UJO has a 55pc interest in the PEDL005(R) licence at the producing Keddington oilfield located along the East Barkwith Ridge, an east-west structural high on the southern margin of the Humber Basin, where a subsurface review highlights a viable target to the east of the field, with up to 180,000 barrels of incremental production. The partners have secured planning permission for a side-track next year.

The company has a 16.665pc interest in the West Newton Appraisal PEDL183 licence north of the River Humber, where analysis indicates a gas reservoir, Best Case Gross Unrisked Contingent Technically Recoverable Sales Gas is estimated to be 197.6 Bcf. And it has a 50pc interest in the PEDL241 licence at North Kelsey, an oil exploration prospect on trend with and analogous to the Wressle oilfield, with a gross Prospective Resource ranging from 4.66 to 8.47 MMbo. Planning has so far been denied: a new application will be submitted following consultation with the local community.

Contributions from Wressle supplemented by Keddington revenues have allowed UJO to continue to post robust returns in 2023, the company’s H1 results reporting a gross profit of £1,608,973, a net profit of £572,263, revenue of £3,584,866, and a healthy cash balance of £9,250,000, as of September 2023. The company is fully funded for all G&A, OPEX and planned CAPEX costs, including any budgeted drilling activities for at least the next 12 months without recourse to the markets. Since last September UJO has returned over £2,995,000 to shareholders.

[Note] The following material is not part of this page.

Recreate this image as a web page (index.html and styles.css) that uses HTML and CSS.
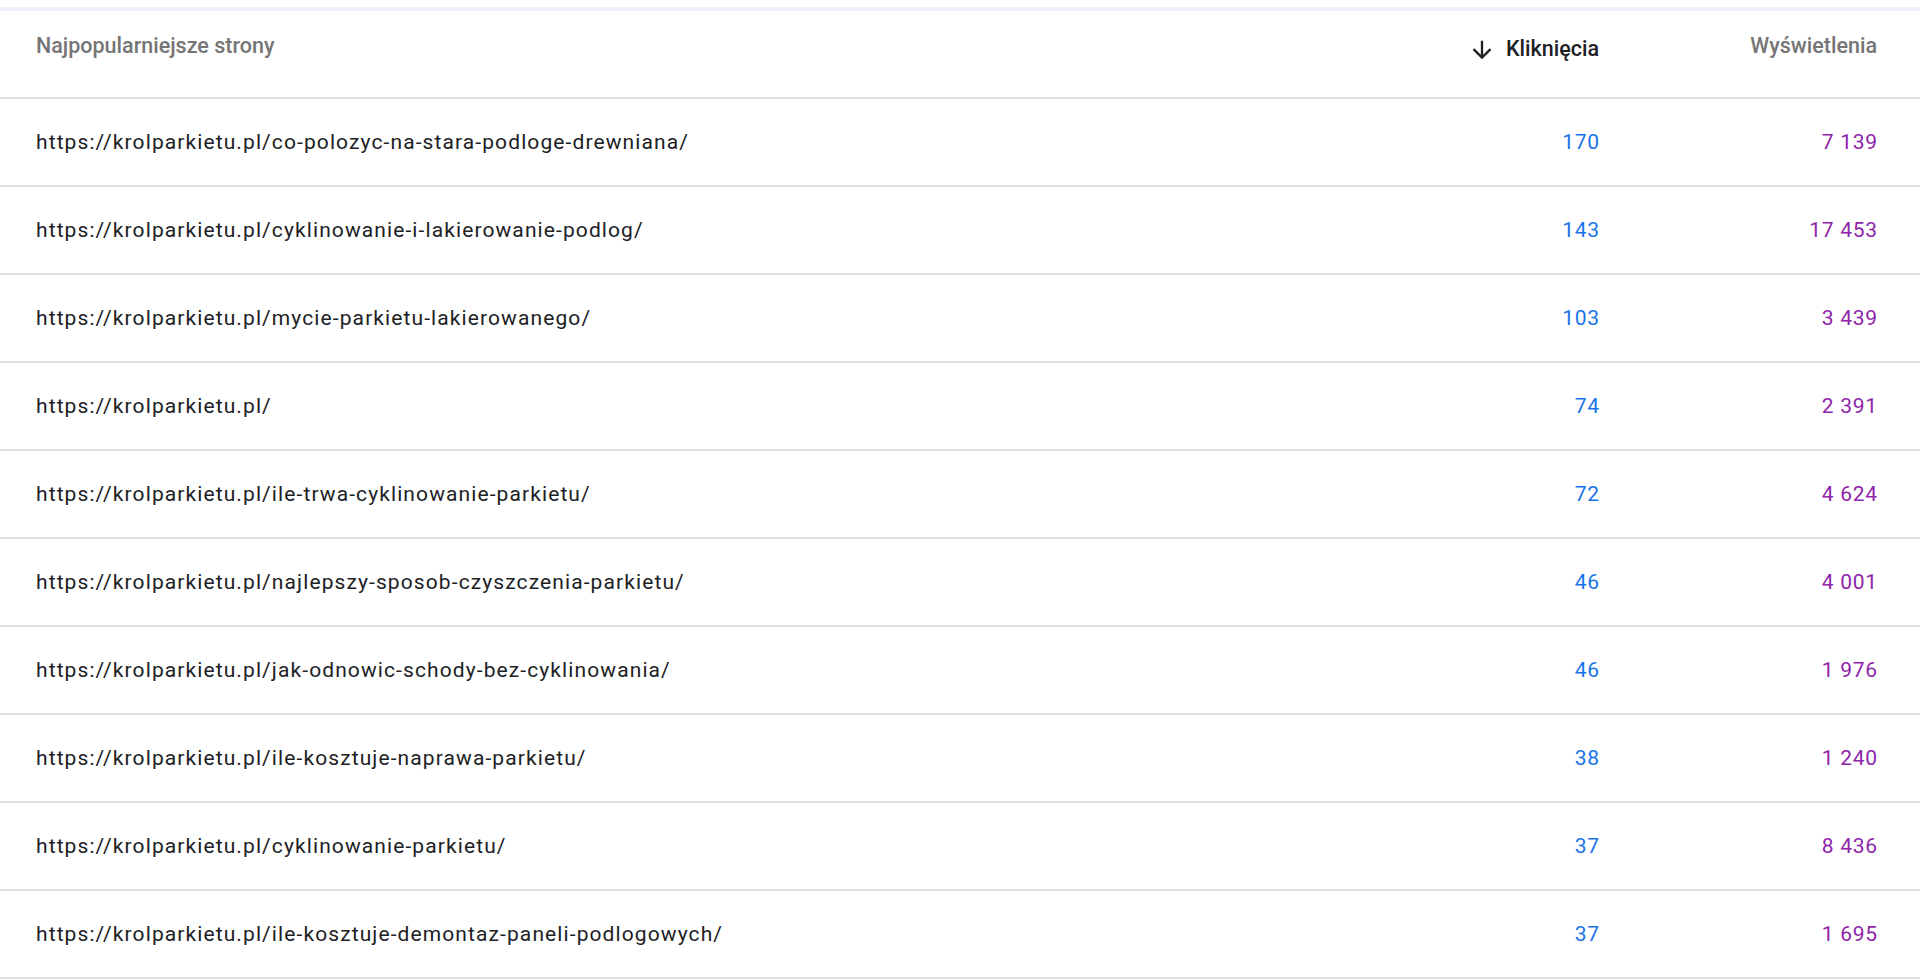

With strong ongoing production and new prospects 2024 looks like another bright year for UJO operations-wise, possibly clouded somewhat by political uncertainty regarding the development of the UK hydrocarbons sector. To ‘mitigate future risk, the Board believes it is compelled strategically to seek growth opportunities further afield in politically safe regimes and with sympathetic views toward the oil industry’. At the time of writing UJO’s share price was just under 20p, and its market cap £20.5m.